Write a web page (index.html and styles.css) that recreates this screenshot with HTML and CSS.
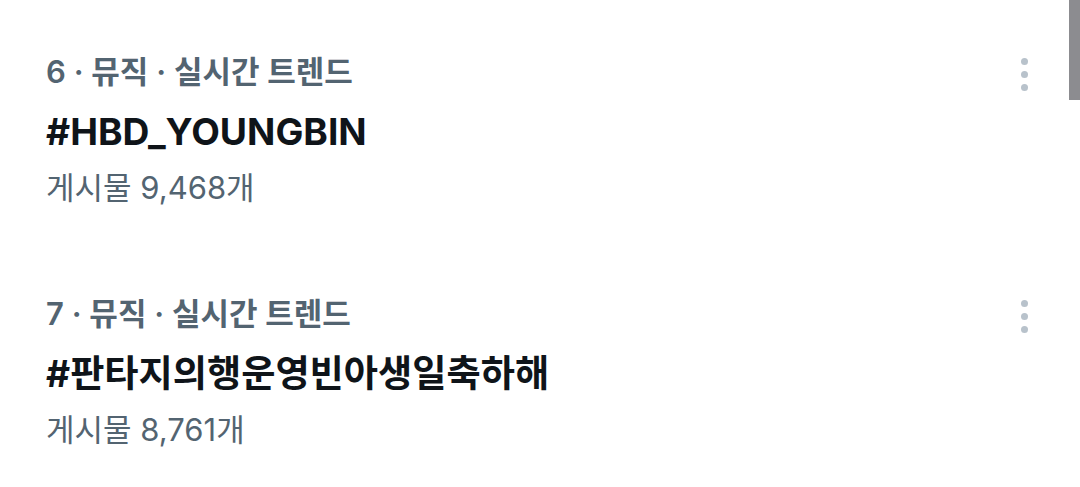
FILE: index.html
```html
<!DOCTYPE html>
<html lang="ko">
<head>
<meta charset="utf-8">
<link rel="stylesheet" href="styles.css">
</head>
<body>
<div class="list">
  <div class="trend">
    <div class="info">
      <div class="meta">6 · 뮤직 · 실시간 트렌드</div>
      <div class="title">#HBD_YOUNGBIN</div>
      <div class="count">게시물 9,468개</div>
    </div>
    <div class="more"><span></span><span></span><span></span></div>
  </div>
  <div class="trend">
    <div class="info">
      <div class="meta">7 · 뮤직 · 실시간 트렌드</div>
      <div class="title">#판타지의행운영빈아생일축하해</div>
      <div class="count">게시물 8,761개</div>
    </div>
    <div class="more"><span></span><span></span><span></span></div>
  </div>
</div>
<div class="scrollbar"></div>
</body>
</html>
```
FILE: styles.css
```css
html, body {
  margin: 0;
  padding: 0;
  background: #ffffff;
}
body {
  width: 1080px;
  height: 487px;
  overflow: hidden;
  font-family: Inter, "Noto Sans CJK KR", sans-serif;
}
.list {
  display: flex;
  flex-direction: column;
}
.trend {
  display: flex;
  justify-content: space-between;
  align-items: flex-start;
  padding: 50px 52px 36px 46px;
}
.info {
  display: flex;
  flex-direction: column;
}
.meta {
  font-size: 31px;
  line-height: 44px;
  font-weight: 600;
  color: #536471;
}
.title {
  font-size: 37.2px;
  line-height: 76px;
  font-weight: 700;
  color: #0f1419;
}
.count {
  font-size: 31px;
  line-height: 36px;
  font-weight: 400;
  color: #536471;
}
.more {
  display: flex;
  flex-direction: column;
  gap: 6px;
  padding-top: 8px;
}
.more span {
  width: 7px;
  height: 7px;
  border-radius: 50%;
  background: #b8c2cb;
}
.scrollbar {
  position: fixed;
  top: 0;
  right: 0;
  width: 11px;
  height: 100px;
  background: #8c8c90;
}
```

.....

## [What is asked]
Print out the lines exactly, skipping any picture.

## [Reply to the task]
Write a web page (index.html and styles.css) that recreates this screenshot with HTML and CSS.
FILE: index.html
```html
<!DOCTYPE html>
<html lang="ko">
<head>
<meta charset="utf-8">
<link rel="stylesheet" href="styles.css">
</head>
<body>
<div class="list">
  <div class="trend">
    <div class="info">
      <div class="meta">6 · 뮤직 · 실시간 트렌드</div>
      <div class="title">#HBD_YOUNGBIN</div>
      <div class="count">게시물 9,468개</div>
    </div>
    <div class="more"><span></span><span></span><span></span></div>
  </div>
  <div class="trend">
    <div class="info">
      <div class="meta">7 · 뮤직 · 실시간 트렌드</div>
      <div class="title">#판타지의행운영빈아생일축하해</div>
      <div class="count">게시물 8,761개</div>
    </div>
    <div class="more"><span></span><span></span><span></span></div>
  </div>
</div>
<div class="scrollbar"></div>
</body>
</html>
```
FILE: styles.css
```css
html, body {
  margin: 0;
  padding: 0;
  background: #ffffff;
}
body {
  width: 1080px;
  height: 487px;
  overflow: hidden;
  font-family: Inter, "Noto Sans CJK KR", sans-serif;
}
.list {
  display: flex;
  flex-direction: column;
}
.trend {
  display: flex;
  justify-content: space-between;
  align-items: flex-start;
  padding: 50px 52px 36px 46px;
}
.info {
  display: flex;
  flex-direction: column;
}
.meta {
  font-size: 31px;
  line-height: 44px;
  font-weight: 600;
  color: #536471;
}
.title {
  font-size: 37.2px;
  line-height: 76px;
  font-weight: 700;
  color: #0f1419;
}
.count {
  font-size: 31px;
  line-height: 36px;
  font-weight: 400;
  color: #536471;
}
.more {
  display: flex;
  flex-direction: column;
  gap: 6px;
  padding-top: 8px;
}
.more span {
  width: 7px;
  height: 7px;
  border-radius: 50%;
  background: #b8c2cb;
}
.scrollbar {
  position: fixed;
  top: 0;
  right: 0;
  width: 11px;
  height: 100px;
  background: #8c8c90;
}
```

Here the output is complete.